_Given problem_.
Identify the lines bearing the string "this" and gather them.

_Data shown_.
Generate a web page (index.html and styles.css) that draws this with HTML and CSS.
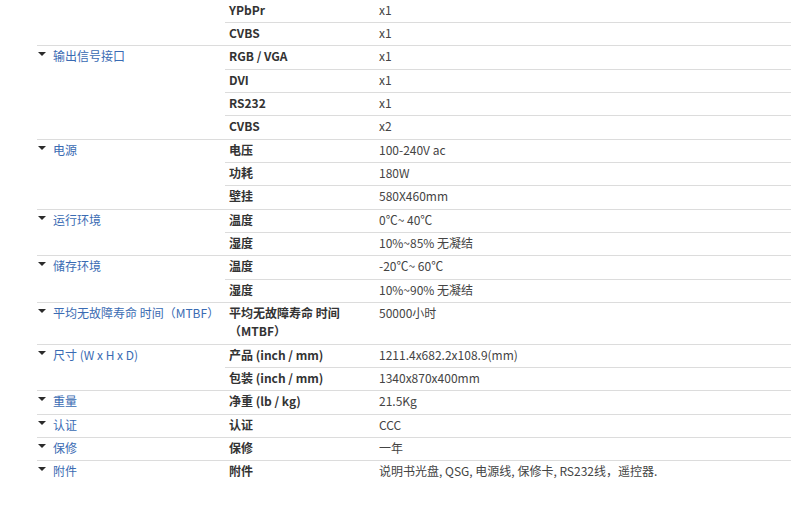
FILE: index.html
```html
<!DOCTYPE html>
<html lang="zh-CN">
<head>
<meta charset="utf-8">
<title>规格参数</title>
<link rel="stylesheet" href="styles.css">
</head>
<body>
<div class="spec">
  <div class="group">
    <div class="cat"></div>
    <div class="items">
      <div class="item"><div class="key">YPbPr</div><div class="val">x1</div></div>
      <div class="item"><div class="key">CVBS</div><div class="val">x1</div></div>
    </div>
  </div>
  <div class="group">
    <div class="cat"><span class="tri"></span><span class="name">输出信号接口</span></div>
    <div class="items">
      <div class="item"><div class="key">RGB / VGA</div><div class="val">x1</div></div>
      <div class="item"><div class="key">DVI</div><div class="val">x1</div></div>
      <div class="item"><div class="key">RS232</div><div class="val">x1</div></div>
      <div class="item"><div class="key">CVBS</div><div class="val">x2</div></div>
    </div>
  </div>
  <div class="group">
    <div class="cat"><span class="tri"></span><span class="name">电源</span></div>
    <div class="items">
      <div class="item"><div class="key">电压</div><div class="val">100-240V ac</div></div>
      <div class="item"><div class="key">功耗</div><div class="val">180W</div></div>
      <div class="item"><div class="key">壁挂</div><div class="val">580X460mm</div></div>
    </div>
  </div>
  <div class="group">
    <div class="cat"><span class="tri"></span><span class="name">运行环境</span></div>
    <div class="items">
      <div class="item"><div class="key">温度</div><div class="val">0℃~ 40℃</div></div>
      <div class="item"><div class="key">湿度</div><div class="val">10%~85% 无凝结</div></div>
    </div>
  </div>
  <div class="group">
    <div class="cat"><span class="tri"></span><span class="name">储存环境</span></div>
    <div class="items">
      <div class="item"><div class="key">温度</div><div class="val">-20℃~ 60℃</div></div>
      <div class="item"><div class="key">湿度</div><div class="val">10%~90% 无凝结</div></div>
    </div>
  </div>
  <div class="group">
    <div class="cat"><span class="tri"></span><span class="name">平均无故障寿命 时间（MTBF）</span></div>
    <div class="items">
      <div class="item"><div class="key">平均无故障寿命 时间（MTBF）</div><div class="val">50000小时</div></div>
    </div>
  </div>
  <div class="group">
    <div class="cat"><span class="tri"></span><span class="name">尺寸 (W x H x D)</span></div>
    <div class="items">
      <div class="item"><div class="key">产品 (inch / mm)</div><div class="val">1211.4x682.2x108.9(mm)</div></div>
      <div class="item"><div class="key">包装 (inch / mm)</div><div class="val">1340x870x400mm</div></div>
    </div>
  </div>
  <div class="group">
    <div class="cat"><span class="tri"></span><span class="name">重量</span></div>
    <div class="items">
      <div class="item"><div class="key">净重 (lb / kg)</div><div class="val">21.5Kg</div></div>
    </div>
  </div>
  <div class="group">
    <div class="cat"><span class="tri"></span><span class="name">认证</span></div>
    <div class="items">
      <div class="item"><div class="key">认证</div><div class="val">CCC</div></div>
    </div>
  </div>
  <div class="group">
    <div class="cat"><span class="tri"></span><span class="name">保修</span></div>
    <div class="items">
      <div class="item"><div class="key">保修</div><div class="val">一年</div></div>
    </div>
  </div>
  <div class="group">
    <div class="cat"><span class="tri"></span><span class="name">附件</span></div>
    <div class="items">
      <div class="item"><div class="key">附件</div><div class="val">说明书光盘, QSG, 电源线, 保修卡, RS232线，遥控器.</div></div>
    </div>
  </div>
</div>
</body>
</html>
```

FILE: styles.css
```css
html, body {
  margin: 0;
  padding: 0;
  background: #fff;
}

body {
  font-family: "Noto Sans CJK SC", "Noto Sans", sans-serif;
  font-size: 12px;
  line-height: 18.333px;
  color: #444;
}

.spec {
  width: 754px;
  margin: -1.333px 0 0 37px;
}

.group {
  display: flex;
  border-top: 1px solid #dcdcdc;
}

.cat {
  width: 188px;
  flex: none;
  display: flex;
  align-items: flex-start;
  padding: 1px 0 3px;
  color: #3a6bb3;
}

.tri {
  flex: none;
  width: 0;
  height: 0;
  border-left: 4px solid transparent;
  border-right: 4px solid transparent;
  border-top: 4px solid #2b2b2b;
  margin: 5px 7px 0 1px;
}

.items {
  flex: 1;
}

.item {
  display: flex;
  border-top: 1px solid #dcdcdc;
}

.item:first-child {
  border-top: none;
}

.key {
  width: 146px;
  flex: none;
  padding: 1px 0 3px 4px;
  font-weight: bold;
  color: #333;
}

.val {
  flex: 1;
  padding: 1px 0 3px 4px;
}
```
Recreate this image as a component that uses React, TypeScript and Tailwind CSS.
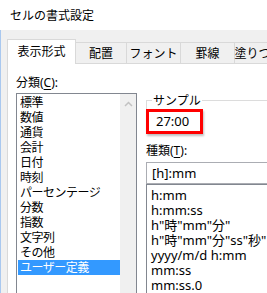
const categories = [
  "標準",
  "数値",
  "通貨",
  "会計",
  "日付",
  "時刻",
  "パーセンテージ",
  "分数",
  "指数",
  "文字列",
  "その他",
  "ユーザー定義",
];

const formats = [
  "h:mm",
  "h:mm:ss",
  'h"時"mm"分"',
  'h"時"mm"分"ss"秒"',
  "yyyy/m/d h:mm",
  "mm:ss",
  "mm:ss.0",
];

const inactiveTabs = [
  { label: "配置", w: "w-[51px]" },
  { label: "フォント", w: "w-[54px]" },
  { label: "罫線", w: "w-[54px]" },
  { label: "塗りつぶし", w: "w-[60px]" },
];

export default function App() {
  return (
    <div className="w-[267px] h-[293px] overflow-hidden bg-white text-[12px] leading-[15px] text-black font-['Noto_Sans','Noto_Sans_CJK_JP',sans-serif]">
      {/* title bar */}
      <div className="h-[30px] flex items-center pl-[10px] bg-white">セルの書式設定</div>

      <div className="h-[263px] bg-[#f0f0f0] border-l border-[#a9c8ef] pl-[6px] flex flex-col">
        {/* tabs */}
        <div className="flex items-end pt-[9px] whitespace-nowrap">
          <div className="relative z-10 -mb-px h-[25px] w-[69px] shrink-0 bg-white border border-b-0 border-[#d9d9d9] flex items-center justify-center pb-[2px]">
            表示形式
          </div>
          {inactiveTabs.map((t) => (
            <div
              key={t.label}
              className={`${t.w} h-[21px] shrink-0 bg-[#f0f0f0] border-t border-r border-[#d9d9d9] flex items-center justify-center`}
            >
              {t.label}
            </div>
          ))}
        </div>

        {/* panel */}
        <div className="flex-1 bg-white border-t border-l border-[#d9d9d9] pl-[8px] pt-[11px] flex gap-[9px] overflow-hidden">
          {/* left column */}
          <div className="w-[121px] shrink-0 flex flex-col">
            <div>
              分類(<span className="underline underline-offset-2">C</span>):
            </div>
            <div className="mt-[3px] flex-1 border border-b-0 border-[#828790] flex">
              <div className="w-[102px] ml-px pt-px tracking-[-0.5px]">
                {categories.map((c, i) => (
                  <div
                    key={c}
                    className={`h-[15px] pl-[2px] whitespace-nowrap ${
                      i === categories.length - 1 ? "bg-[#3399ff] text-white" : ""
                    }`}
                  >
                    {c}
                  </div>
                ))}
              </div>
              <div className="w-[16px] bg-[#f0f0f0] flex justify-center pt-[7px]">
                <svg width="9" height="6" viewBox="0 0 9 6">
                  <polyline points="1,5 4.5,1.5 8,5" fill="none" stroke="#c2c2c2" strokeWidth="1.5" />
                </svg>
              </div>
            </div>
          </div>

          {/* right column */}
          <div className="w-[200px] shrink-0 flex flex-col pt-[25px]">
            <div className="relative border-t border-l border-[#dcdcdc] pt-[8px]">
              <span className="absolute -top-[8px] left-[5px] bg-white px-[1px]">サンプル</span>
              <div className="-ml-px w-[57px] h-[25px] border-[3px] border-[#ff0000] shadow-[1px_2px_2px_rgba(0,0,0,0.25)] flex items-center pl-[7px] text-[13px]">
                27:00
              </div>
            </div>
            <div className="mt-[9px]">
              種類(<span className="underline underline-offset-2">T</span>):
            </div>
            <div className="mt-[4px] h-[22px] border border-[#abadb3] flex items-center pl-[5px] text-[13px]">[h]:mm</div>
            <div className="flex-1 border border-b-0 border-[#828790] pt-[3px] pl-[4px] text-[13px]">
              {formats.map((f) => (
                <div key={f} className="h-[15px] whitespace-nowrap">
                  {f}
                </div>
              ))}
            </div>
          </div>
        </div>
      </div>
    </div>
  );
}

_Task response_.
Generate a web page (index.html and styles.css) that draws this with HTML and CSS.
Recreate this image as a component that uses React, TypeScript and Tailwind CSS.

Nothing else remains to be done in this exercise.